Mas faz anos vivemos da mão para a boca. Não há mudança institucional relevante para a economia desde o início do governo Lula 1.
Também não houve erro irreparável de política econômica. Mas nem governo nem mercado notaram que a alta de gastos públicos e juros historicamente baixos levariam o PIB a crescer 8,5% ou até 12% no primeiro trimestre (taxa anualizada).
Sérgio Vale, da consultoria MB Associados, observa que o superavit primário do setor público era de 4% nos 12 meses até setembro de 2008, quando houve o pico de crescimento de 7,1%, antes da crise. Agora em março, estava em 1,95% do PIB. A taxa de juros já subia desde abril de 2008. Nesse ciclo de marchinha forçada, começou a subir só em abril.

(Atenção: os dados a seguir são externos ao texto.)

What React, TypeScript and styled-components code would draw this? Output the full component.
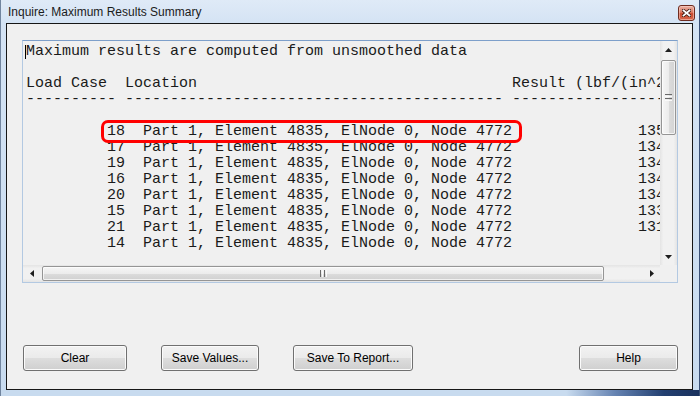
import React from 'react';
import styled, { createGlobalStyle } from 'styled-components';

const GlobalStyle = createGlobalStyle`
  html, body {
    margin: 0;
    padding: 0;
    background: #ffffff;
  }
  body {
    width: 700px;
    height: 396px;
    overflow: hidden;
  }
`;

const Window = styled.div`
  width: 700px;
  height: 396px;
  box-sizing: border-box;
  display: flex;
  flex-direction: column;
  border-left: 1px solid #71859f;
  border-right: 1px solid #3b5177;
  background:
    linear-gradient(to right, #c8dbef 0%, #c8dbef 81%, #6583b2 88%, #223f70 95%, #1a325e 100%) bottom / 100% 6px no-repeat,
    linear-gradient(to bottom, #dfeaf7 0%, #d4e3f4 24px, #c8dbef 100%);
`;

const TitleBar = styled.div`
  height: 23px;
  flex: none;
  display: flex;
  justify-content: space-between;
  align-items: flex-start;
  padding: 0 4px 0 7px;
`;

const Title = styled.span`
  margin-top: 5px;
  font-family: 'Liberation Sans', Arial, sans-serif;
  font-size: 12px;
  line-height: 15px;
  color: #1b1b1b;
`;

const CloseButton = styled.div`
  margin-top: 5px;
  width: 17px;
  height: 16px;
  box-sizing: border-box;
  border: 1px solid #6e2b1f;
  border-radius: 3px;
  background: linear-gradient(to bottom, #eab0a2 0%, #dc7c66 45%, #c9482d 55%, #d8694e 100%);
  box-shadow: inset 0 0 0 1px rgba(255, 220, 210, 0.5);
  display: flex;
  align-items: center;
  justify-content: center;
`;

const Body = styled.div`
  flex: 1;
  display: flex;
  padding: 0 6px 6px 5px;
  min-height: 0;
`;

const Content = styled.div`
  flex: 1;
  border: 1px solid #161616;
  background: #f0f0f0;
  display: flex;
  flex-direction: column;
  justify-content: space-between;
  padding: 16px 14px 18px 15px;
`;

const TextBox = styled.div`
  height: 243px;
  box-sizing: border-box;
  border: 1px solid #b3c9e2;
  border-top-color: #7d9fca;
  background: #f0f0f0;
  display: grid;
  grid-template-columns: 1fr 17px;
  grid-template-rows: 1fr 17px;
`;

const Listing = styled.div`
  position: relative;
  overflow: hidden;
  padding: 3px 0 0 3px;
  font-family: 'Liberation Mono', 'Courier New', monospace;
  font-size: 15px;
  line-height: 16px;
  white-space: pre;
  color: #1a1a1a;
`;

const Line = styled.div`
  height: 16px;
`;

const Caret = styled.span`
  display: inline-block;
  width: 1px;
  height: 14px;
  margin-left: -1px;
  margin-top: 1px;
  vertical-align: top;
  background: #000;
`;

const Highlight = styled.div`
  position: absolute;
  left: 78px;
  top: 79px;
  width: 421px;
  height: 23px;
  box-sizing: border-box;
  border: 3px solid #ff0000;
  border-radius: 7px;
  pointer-events: none;
`;

const VScroll = styled.div`
  display: flex;
  flex-direction: column;
  background: linear-gradient(to right, #e4e4e4 0%, #f1f1f1 20%, #f1f1f1 80%, #e4e4e4 100%);
`;

const HScroll = styled.div`
  display: flex;
  align-items: center;
  background: linear-gradient(to bottom, #e4e4e4 0%, #f1f1f1 20%, #f1f1f1 80%, #e4e4e4 100%);
`;

const Arrow = styled.div<{ $grow?: boolean }>`
  width: 17px;
  height: 17px;
  flex: none;
  display: flex;
  align-items: center;
  justify-content: center;
  margin-top: ${({ $grow }) => ($grow ? 'auto' : '0')};
  margin-left: ${({ $grow }) => ($grow ? 'auto' : '0')};
`;

const Thumb = styled.div<{ $vertical?: boolean; $length: number }>`
  box-sizing: border-box;
  border: 1px solid #959595;
  border-radius: 2px;
  display: flex;
  align-items: center;
  justify-content: center;
  ${({ $vertical, $length }) =>
    $vertical
      ? `
    width: 15px;
    height: ${$length}px;
    margin: 2px 1px 0;
    background: linear-gradient(to right, #f6f6f6 0%, #ececec 50%, #dcdcdc 51%, #d3d3d3 100%);
  `
      : `
    height: 15px;
    width: ${$length}px;
    margin-left: 2px;
    background: linear-gradient(to bottom, #f6f6f6 0%, #ececec 50%, #dcdcdc 51%, #d0d0d0 100%);
  `}
  box-shadow: inset 0 0 0 1px rgba(255, 255, 255, 0.7);
`;

const Corner = styled.div`
  background: #f0f0f0;
`;

const ButtonRow = styled.div`
  display: flex;
  gap: 34px;
  padding-left: 1px;
`;

const Button = styled.button<{ $width: number; $push?: boolean }>`
  width: ${({ $width }) => $width}px;
  height: 26px;
  box-sizing: border-box;
  margin: 0;
  margin-left: ${({ $push }) => ($push ? 'auto' : '0')};
  padding: 0;
  border: 1px solid #707070;
  border-radius: 3px;
  background: linear-gradient(to bottom, #f2f2f2 0%, #ebebeb 48%, #dddddd 52%, #cfcfcf 100%);
  box-shadow: inset 0 0 0 1px #fbfbfb;
  font-family: 'Liberation Sans', Arial, sans-serif;
  font-size: 12px;
  color: #000;
`;

const UpArrow = () => (
  <svg width="7" height="4" viewBox="0 0 7 4">
    <polygon points="3.5,0 7,4 0,4" fill="#1e1e1e" />
  </svg>
);

const DownArrow = () => (
  <svg width="7" height="4" viewBox="0 0 7 4">
    <polygon points="0,0 7,0 3.5,4" fill="#1e1e1e" />
  </svg>
);

const LeftArrow = () => (
  <svg width="4" height="7" viewBox="0 0 4 7">
    <polygon points="4,0 4,7 0,3.5" fill="#1e1e1e" />
  </svg>
);

const RightArrow = () => (
  <svg width="4" height="7" viewBox="0 0 4 7">
    <polygon points="0,0 4,3.5 0,7" fill="#1e1e1e" />
  </svg>
);

const Grip = ({ vertical }: { vertical?: boolean }) =>
  vertical ? (
    <svg width="7" height="7" viewBox="0 0 7 7">
      {[0, 2, 4, 6].map((y) => (
        <rect key={y} x="0" y={y} width="7" height="1" fill={y % 4 === 0 ? '#6a6a6a' : '#fafafa'} />
      ))}
    </svg>
  ) : (
    <svg width="7" height="7" viewBox="0 0 7 7">
      {[0, 2, 4, 6].map((x) => (
        <rect key={x} x={x} y="0" width="1" height="7" fill={x % 4 === 0 ? '#6a6a6a' : '#fafafa'} />
      ))}
    </svg>
  );

const rows = [
  { lc: '18', value: '1359.61' },
  { lc: '17', value: '1348.27' },
  { lc: '19', value: '1346.05' },
  { lc: '16', value: '1344.80' },
  { lc: '20', value: '1341.12' },
  { lc: '15', value: '1332.94' },
  { lc: '21', value: '1318.70' },
  { lc: '14', value: '   987.46' },
];

const location = 'Part 1, Element 4835, ElNode 0, Node 4772';
const header = 'Load Case  Location' + ' '.repeat(35) + 'Result (lbf/(in^2))';
const rule = '-'.repeat(10) + ' ' + '-'.repeat(42) + ' ' + '-'.repeat(24);

export default function App() {
  return (
    <>
      <GlobalStyle />
      <Window>
        <TitleBar>
          <Title>Inquire: Maximum Results Summary</Title>
          <CloseButton>
            <svg width="9" height="8" viewBox="0 0 9 8">
              <path d="M1.5 1.5 L7.5 6.5 M7.5 1.5 L1.5 6.5" stroke="#3b1810" strokeWidth="3.4" strokeLinecap="square" />
              <path d="M1.5 1.5 L7.5 6.5 M7.5 1.5 L1.5 6.5" stroke="#ffffff" strokeWidth="1.8" strokeLinecap="square" />
            </svg>
          </CloseButton>
        </TitleBar>
        <Body>
          <Content>
            <TextBox>
              <Listing>
                <Line>
                  <Caret />
                  Maximum results are computed from unsmoothed data
                </Line>
                <Line />
                <Line>{header}</Line>
                <Line>{rule}</Line>
                <Line />
                {rows.map((r) => (
                  <Line key={r.lc}>
                    {' '.repeat(9) + r.lc + '  ' + location + ' '.repeat(14) + r.value}
                  </Line>
                ))}
                <Highlight />
              </Listing>
              <VScroll>
                <Arrow>
                  <UpArrow />
                </Arrow>
                <Thumb $vertical $length={75}>
                  <Grip vertical />
                </Thumb>
                <Arrow $grow>
                  <DownArrow />
                </Arrow>
              </VScroll>
              <HScroll>
                <Arrow>
                  <LeftArrow />
                </Arrow>
                <Thumb $length={562}>
                  <Grip />
                </Thumb>
                <Arrow $grow>
                  <RightArrow />
                </Arrow>
              </HScroll>
              <Corner />
            </TextBox>
            <ButtonRow>
              <Button $width={104}>Clear</Button>
              <Button $width={98}>Save Values...</Button>
              <Button $width={120}>Save To Report...</Button>
              <Button $width={99} $push>
                Help
              </Button>
            </ButtonRow>
          </Content>
        </Body>
      </Window>
    </>
  );
}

Isto é, o caldo do crescimento excessivo já entornou bastante.
Vale notar ainda que o corte de despesas prometido pelo governo federal equivale a apenas 1,6% dos gastos do governo nos 12 meses contados até março. Ou seja, vai fazer apenas coceira na taxa de inflação.
Em suma, as taxas de juros vão subir muito. A MB estima que a Selic chegue a 13% no final do ano. Um desperdício enorme de dinheiro.
Temos um limite evidente de crescimento. Evitamos desarranjos econômicos maiores ao custo altíssimo de pauladas nos juros. Isso é muito irracional. O ruído carnavalesco da marchinha forçada abafa o debate sobre o assunto, mesmo em ano eleitoral, e até na oposição: o comércio cresce 11%, haverá mais 2 milhões de empregos formais, a venda de imóveis e carros é recorde.